**Given exercise:**
Locate every line in the material below that has the word "React". Copy each of those lines.

── Provided data

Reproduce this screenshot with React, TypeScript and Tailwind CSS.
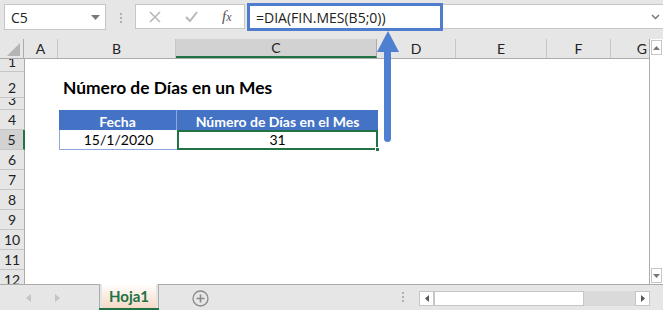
import React from 'react';

const cols = [
  { id: 'A', w: 34 },
  { id: 'B', w: 118 },
  { id: 'C', w: 201 },
  { id: 'D', w: 79 },
  { id: 'E', w: 91 },
  { id: 'F', w: 64 },
  { id: 'G', w: 38 },
];

const rows = [
  { n: 1, h: 13 },
  { n: 2, h: 26 },
  { n: 3, h: 12 },
  { n: 4, h: 20 },
  { n: 5, h: 20 },
  { n: 6, h: 20 },
  { n: 7, h: 20 },
  { n: 8, h: 20 },
  { n: 9, h: 20 },
  { n: 10, h: 20 },
  { n: 11, h: 20 },
  { n: 12, h: 20 },
];

const font = { fontFamily: 'Lato, "Open Sans", sans-serif' };

const Cell: React.FC<{ row: number; col: string }> = ({ row, col }) => {
  if (row === 2 && col === 'B') {
    return (
      <div className="relative h-full">
        <span className="absolute left-[4px] bottom-[2px] whitespace-nowrap text-[17.4px] font-bold text-black leading-none">
          Número de Días en un Mes
        </span>
      </div>
    );
  }
  if (row === 4 && col === 'B') {
    return (
      <div className="h-full bg-[#4472c4] border-r border-[#8eaadb] flex items-end justify-center pb-[1px] text-white font-bold text-[14px] leading-none">
        Fecha
      </div>
    );
  }
  if (row === 4 && col === 'C') {
    return (
      <div className="h-full bg-[#4472c4] flex items-end justify-center pb-[1px] text-white font-bold text-[14px] leading-none whitespace-nowrap">
        Número de Días en el Mes
      </div>
    );
  }
  if (row === 5 && col === 'B') {
    return (
      <div className="h-full border-b border-l border-[#8eaadb] flex items-end justify-center pb-[2px] text-black text-[14px] leading-none">
        15/1/2020
      </div>
    );
  }
  if (row === 5 && col === 'C') {
    return (
      <div className="relative h-full border-2 border-[#217346] flex items-end justify-center pb-[1px] text-black text-[14px] leading-none">
        31
        <span className="absolute right-[-4px] bottom-[-4px] w-[5px] h-[5px] bg-[#217346] border border-white" />
      </div>
    );
  }
  return <div className="h-full" />;
};

const App: React.FC = () => {
  return (
    <div className="relative w-[663px] h-[310px] overflow-hidden bg-[#e6e6e6] select-none" style={font}>
      {/* Formula bar */}
      <div className="h-[39px] flex items-start pt-[4px]">
        <div className="ml-[4px] w-[102px] h-[26px] bg-white border border-[#c6c6c6] flex items-center justify-between pl-[6px] pr-[5px]">
          <span className="text-[14px] text-[#222]" style={{ fontFamily: '"Open Sans", sans-serif' }}>C5</span>
          <svg width="9" height="5" viewBox="0 0 9 5"><path d="M0 0h9L4.5 5z" fill="#7a7a7a" /></svg>
        </div>
        <div className="ml-[14px] mt-[9px] flex flex-col gap-[2px]">
          <span className="w-[2px] h-[2px] bg-[#b0b0b0]" />
          <span className="w-[2px] h-[2px] bg-[#b0b0b0]" />
          <span className="w-[2px] h-[2px] bg-[#b0b0b0]" />
        </div>
        <div className="ml-[13px] w-[110px] h-[25px] bg-white border border-[#c6c6c6] flex items-center">
          <svg className="ml-[13px]" width="12" height="12" viewBox="0 0 12 12">
            <path d="M1 1l10 10M11 1L1 11" stroke="#b8b8b8" strokeWidth="1.6" />
          </svg>
          <svg className="ml-[24px]" width="13" height="11" viewBox="0 0 13 11">
            <path d="M1 6l4 4 7-9" stroke="#b8b8b8" strokeWidth="2" fill="none" />
          </svg>
          <span className="ml-[24px] italic text-[15px] text-[#555] leading-none" style={{ fontFamily: '"Liberation Serif", serif' }}>
            f<span className="text-[12px]">x</span>
          </span>
        </div>
        <div className="ml-[2px] mt-[-1px] w-[196px] h-[28px] bg-white border-[3px] border-[#4f7ccd] flex items-center pl-[6px]">
          <span className="text-[14px] text-[#222] whitespace-nowrap" style={{ fontFamily: '"Open Sans", sans-serif' }}>=DIA(FIN.MES(B5;0))</span>
        </div>
        <div className="flex-1 h-[25px] bg-white border-y border-[#c6c6c6] flex items-center justify-end pr-[3px]">
          <svg width="9" height="6" viewBox="0 0 9 6"><path d="M1 1l3.5 3.5L8 1" stroke="#777" strokeWidth="1.5" fill="none" /></svg>
        </div>
      </div>

      {/* Grid + vertical scrollbar */}
      <div className="flex h-[245px]">
        <div className="w-[650px] h-full overflow-hidden bg-white border-r border-[#ababab]">
          {/* Column headers */}
          <div className="flex h-[20px] bg-[#e6e6e6] border-b border-[#ababab]">
            <div className="w-[25px] h-full relative border-r border-[#ababab]">
              <svg className="absolute right-[3px] bottom-[2px]" width="13" height="13" viewBox="0 0 13 13">
                <path d="M13 0v13H0z" fill="#b4b4b4" />
              </svg>
            </div>
            {cols.map((c) => (
              <div
                key={c.id}
                style={{ width: c.w }}
                className={`h-full flex items-center justify-center text-[14px] text-[#222] shrink-0 ${
                  c.id === 'C' ? 'bg-[#d2d2d2] border-b-2 border-[#217346] -mb-[1px] border-r border-r-[#ababab]' : 'border-r border-[#c6c6c6]'
                } ${c.id === 'G' ? 'justify-end pr-[2px] border-r-0' : ''}`}
              >
                {c.id}
              </div>
            ))}
          </div>
          {/* Rows */}
          {rows.map((r) => (
            <div key={r.n} className="flex" style={{ height: r.h }}>
              <div
                className={`w-[25px] shrink-0 h-full overflow-hidden flex items-end justify-center text-[14px] leading-[17px] text-[#222] border-b border-[#c6c6c6] ${
                  r.n === 5 ? 'bg-[#d2d2d2] border-r-2 border-r-[#217346]' : 'bg-[#e6e6e6] border-r border-r-[#ababab]'
                }`}
              >
                <span className="pb-[1px]">{r.n}</span>
              </div>
              {cols.map((c) => (
                <div key={c.id} style={{ width: c.w }} className="h-full shrink-0">
                  <Cell row={r.n} col={c.id} />
                </div>
              ))}
            </div>
          ))}
        </div>
        <div className="flex-1 h-full bg-white flex flex-col justify-between">
          <div className="h-[15px] mt-[1px] mx-[1px] border border-[#c6c6c6] flex items-center justify-center">
            <svg width="7" height="4" viewBox="0 0 7 4"><path d="M0 4h7L3.5 0z" fill="#777" /></svg>
          </div>
          <div className="h-[15px] mb-[1px] mx-[1px] border border-[#c6c6c6] flex items-center justify-center">
            <svg width="7" height="4" viewBox="0 0 7 4"><path d="M0 0h7L3.5 4z" fill="#777" /></svg>
          </div>
        </div>
      </div>

      {/* Sheet tabs bar */}
      <div className="relative h-[26px] border-t border-[#ababab] flex items-start">
        <svg className="ml-[26px] mt-[9px]" width="5" height="8" viewBox="0 0 5 8"><path d="M5 0v8L0 4z" fill="#c4c4c4" /></svg>
        <svg className="ml-[24px] mt-[9px]" width="5" height="8" viewBox="0 0 5 8"><path d="M0 0v8l5-4z" fill="#c4c4c4" /></svg>
        <div className="ml-[39px] -mt-[1px] w-[60px] h-[26px] border-x border-[#ababab] bg-[#e6e6e6] flex flex-col">
          <div className="flex-1 mx-[2px] bg-gradient-to-b from-white to-[#f6d9c6] flex items-center justify-center text-[15px] font-bold text-[#217346] leading-none">
            Hoja1
          </div>
          <div className="h-[2px] -mx-[1px] bg-[#217346]" />
        </div>
        <svg className="ml-[33px] mt-[5px]" width="17" height="17" viewBox="0 0 17 17">
          <circle cx="8.5" cy="8.5" r="7.5" fill="none" stroke="#8a8a8a" strokeWidth="1.3" />
          <path d="M8.5 4.5v8M4.5 8.5h8" stroke="#8a8a8a" strokeWidth="1.6" />
        </svg>
        <div className="ml-[193px] mt-[7px] flex flex-col gap-[2px]">
          <span className="w-[2px] h-[2px] bg-[#b0b0b0]" />
          <span className="w-[2px] h-[2px] bg-[#b0b0b0]" />
          <span className="w-[2px] h-[2px] bg-[#b0b0b0]" />
        </div>
        <div className="ml-[15px] mt-[6px] flex h-[15px] w-[231px] bg-[#dadada]">
          <div className="w-[15px] h-full bg-white border border-[#c6c6c6] flex items-center justify-center">
            <svg width="4" height="7" viewBox="0 0 4 7"><path d="M4 0v7L0 3.5z" fill="#555" /></svg>
          </div>
          <div className="w-[150px] h-full bg-white border border-[#c6c6c6]" />
          <div className="flex-1" />
          <div className="w-[15px] h-full bg-white border border-[#c6c6c6] flex items-center justify-center">
            <svg width="4" height="7" viewBox="0 0 4 7"><path d="M0 0v7l4-3.5z" fill="#555" /></svg>
          </div>
        </div>
      </div>

      {/* Annotation arrow */}
      <svg className="absolute left-[376px] top-[31px]" width="24" height="112" viewBox="0 0 24 112">
        <path d="M12 0L23 21H1z" fill="#4f7fd1" />
        <rect x="8" y="18" width="7" height="93" rx="3.5" fill="#4f7fd1" />
      </svg>
    </div>
  );
};

export default App;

────

**Answer below:**
Reproduce this screenshot with React, TypeScript and Tailwind CSS.
import React from 'react';
const Cell: React.FC<{ row: number; col: string }> = ({ row, col }) => {
const App: React.FC = () => {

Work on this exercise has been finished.